Stockpiles are hovering near record highs, partly because of rising production in the United States, which is not part of the existing deal.

Meanwhile, the naira remained stable at the parallel market on Monday, despite a continuous fall  in the country’s foreign exchange reserves. Foreign exchange reserves, which witnessed a boost in 2017 due to the rise in crude oil prices, has been on a free-fall for five consecutive days.

CBN figures available on Monday, the reserves stood at $30,911,121,646, falling from $30,988,403,724, only five days earlier.

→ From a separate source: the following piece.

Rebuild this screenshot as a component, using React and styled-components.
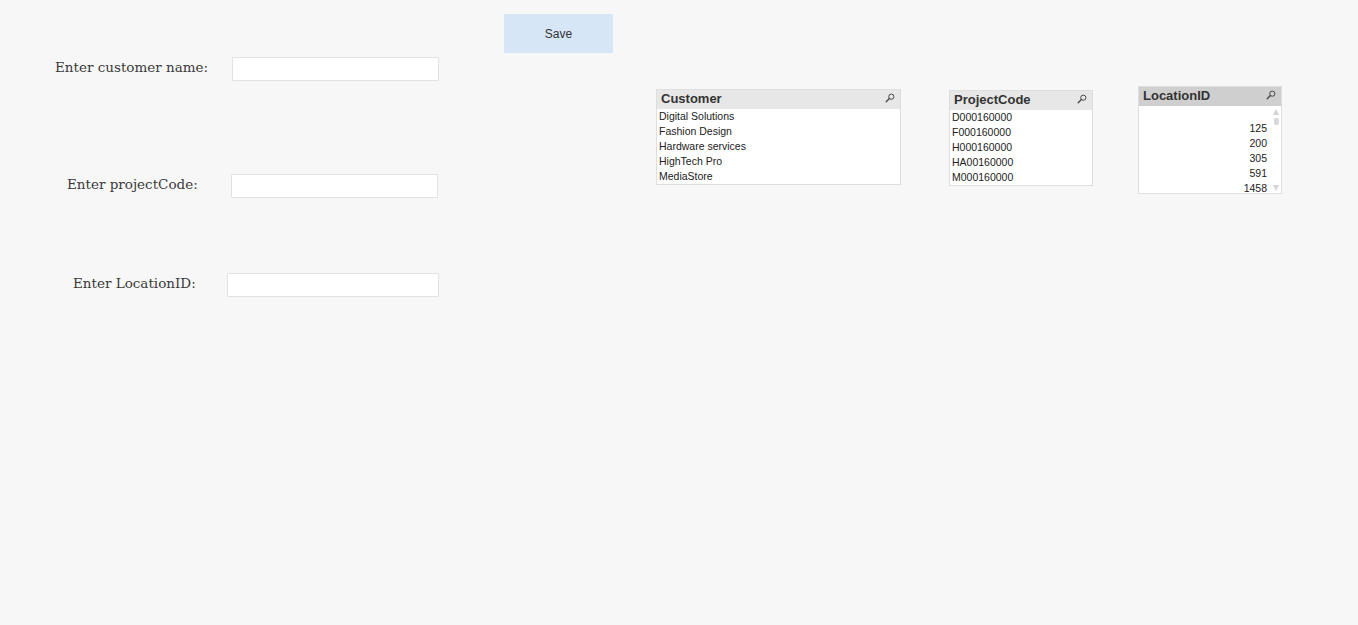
import React from 'react';
import styled, { createGlobalStyle } from 'styled-components';

const GlobalStyle = createGlobalStyle`
  html, body {
    margin: 0;
    padding: 0;
    background: #f7f7f7;
  }
  body {
    font-family: "Liberation Sans", Arial, sans-serif;
    color: #333;
  }
`;

const Sheet = styled.div`
  display: flex;
  align-items: flex-start;
  width: 1358px;
  height: 625px;
  background: #f7f7f7;
  overflow: hidden;
`;

const Form = styled.div`
  display: flex;
  flex-direction: column;
  width: 439px;
`;

const FieldRow = styled.div`
  display: flex;
  align-items: center;
  margin-top: ${(p) => p.$top}px;
  padding-left: ${(p) => p.$indent}px;
`;

const Label = styled.label`
  margin-bottom: 4px;
  font-family: "DejaVu Serif", "Liberation Serif", serif;
  font-size: 13.5px;
  color: #3a3a3a;
  white-space: nowrap;
`;

const TextInput = styled.input`
  box-sizing: border-box;
  margin-left: auto;
  margin-right: ${(p) => p.$right || 0}px;
  width: ${(p) => p.$width}px;
  height: 24px;
  border: 1px solid #e2e2e2;
  border-radius: 1px;
  background: #fff;
  outline: none;
`;

const SaveButton = styled.button`
  box-sizing: border-box;
  margin: 14px 0 0 65px;
  width: 109px;
  height: 39px;
  border: none;
  background: #d6e6f6;
  font-family: "Liberation Sans", Arial, sans-serif;
  font-size: 12px;
  color: #333;
  cursor: pointer;
`;

const ListBox = styled.div`
  box-sizing: border-box;
  display: flex;
  flex-direction: column;
  margin: ${(p) => p.$top}px 0 0 ${(p) => p.$left}px;
  width: ${(p) => p.$width}px;
  height: ${(p) => p.$height}px;
  border: 1px solid #dedede;
  background: #fff;
  overflow: hidden;
`;

const Caption = styled.div`
  box-sizing: border-box;
  display: flex;
  align-items: center;
  justify-content: space-between;
  flex: 0 0 19px;
  padding: 0 5px 2px 4px;
  background: ${(p) => (p.$active ? '#cfcfcf' : '#e7e7e7')};
  font-family: "Liberation Sans", Arial, sans-serif;
  font-weight: bold;
  font-size: 13px;
  color: #333;

  svg {
    align-self: flex-start;
    margin-top: 3px;
  }
`;

const Body = styled.div`
  display: flex;
  flex: 1;
  min-height: 0;
`;

const Rows = styled.div`
  flex: 1;
  overflow: hidden;
`;

const Row = styled.div`
  height: 15px;
  line-height: 15px;
  padding: 0 ${(p) => (p.$numeric ? 4 : 2)}px 0 2px;
  text-align: ${(p) => (p.$numeric ? 'right' : 'left')};
  font-family: "Liberation Sans", Arial, sans-serif;
  font-size: 10.5px;
  color: #222;
  white-space: nowrap;
`;

const ScrollTrack = styled.div`
  display: flex;
  flex-direction: column;
  align-items: center;
  width: 10px;
  padding-top: 3px;
`;

const Arrow = styled.div`
  width: 0;
  height: 0;
  border-left: 3.5px solid transparent;
  border-right: 3.5px solid transparent;
  ${(p) => (p.$down ? 'border-top' : 'border-bottom')}: 6px solid #d4d4d4;
  margin-top: ${(p) => (p.$down ? 'auto' : '0')};
  margin-bottom: ${(p) => (p.$down ? '2px' : '0')};
`;

const Thumb = styled.div`
  width: 5px;
  height: 7px;
  margin-top: 3px;
  border-radius: 2px;
  background: #d8d8d8;
`;

function SearchIcon() {
  return (
    <svg width="10" height="10" viewBox="0 0 10 10">
      <circle cx="6.3" cy="3.7" r="2.6" fill="none" stroke="#4a4a4a" strokeWidth="1" />
      <line x1="4.4" y1="5.6" x2="1.2" y2="8.8" stroke="#4a4a4a" strokeWidth="1.4" strokeLinecap="round" />
    </svg>
  );
}

function FieldList({ title, items, active, numeric, scroll, ...box }) {
  return (
    <ListBox {...box}>
      <Caption $active={active}>
        <span>{title}</span>
        <SearchIcon />
      </Caption>
      <Body>
        <Rows>
          {items.map((item, i) => (
            <Row key={`${title}-${i}`} $numeric={numeric}>{item || '\u00a0'}</Row>
          ))}
        </Rows>
        {scroll && (
          <ScrollTrack>
            <Arrow />
            <Thumb />
            <Arrow $down />
          </ScrollTrack>
        )}
      </Body>
    </ListBox>
  );
}

const customers = ['Digital Solutions', 'Fashion Design', 'Hardware services', 'HighTech Pro', 'MediaStore'];
const projectCodes = ['D000160000', 'F000160000', 'H000160000', 'HA00160000', 'M000160000'];
const locations = ['', '125', '200', '305', '591', '1458'];

export default function App() {
  return (
    <>
      <GlobalStyle />
      <Sheet>
        <Form>
          <FieldRow $top={57} $indent={55}>
            <Label>Enter customer name:</Label>
            <TextInput $width={207} $right={0} />
          </FieldRow>
          <FieldRow $top={93} $indent={67}>
            <Label>Enter projectCode:</Label>
            <TextInput $width={207} $right={1} />
          </FieldRow>
          <FieldRow $top={75} $indent={73}>
            <Label>Enter LocationID:</Label>
            <TextInput $width={212} $right={0} />
          </FieldRow>
        </Form>
        <SaveButton>Save</SaveButton>
        <FieldList title="Customer" items={customers} $top={89} $left={43} $width={245} $height={96} />
        <FieldList title="ProjectCode" items={projectCodes} $top={90} $left={48} $width={144} $height={96} />
        <FieldList
          title="LocationID"
          items={locations}
          active
          numeric
          scroll
          $top={86}
          $left={45}
          $width={144}
          $height={108}
        />
      </Sheet>
    </>
  );
}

Despite the fall, the naira has consistently traded around N386 to the greenback at the parallel market, while the British pound and euro also traded at N495 and N420 respectively.

Speaking on the activities ahead for the Nigerian naira, Jameel Ahmad, FXTM vice-president of market research, said the local currency will be affected by OPEC decisions and GDP numbers later this week.

“It’s going to be a busy period for the Nigerian naira, with the OPEC meeting just two weeks away and important economic releases scheduled for next week,” Ahmad said.

“The latest inflation data is scheduled for release on Tuesday, where participants will be hoping that inflation readings have now reached the ‘higher level’ after the cost of living has increased in recent times following the prolonged depression in the naira.

“The main event, however, will most probably be the GDP release scheduled for the end of the week.”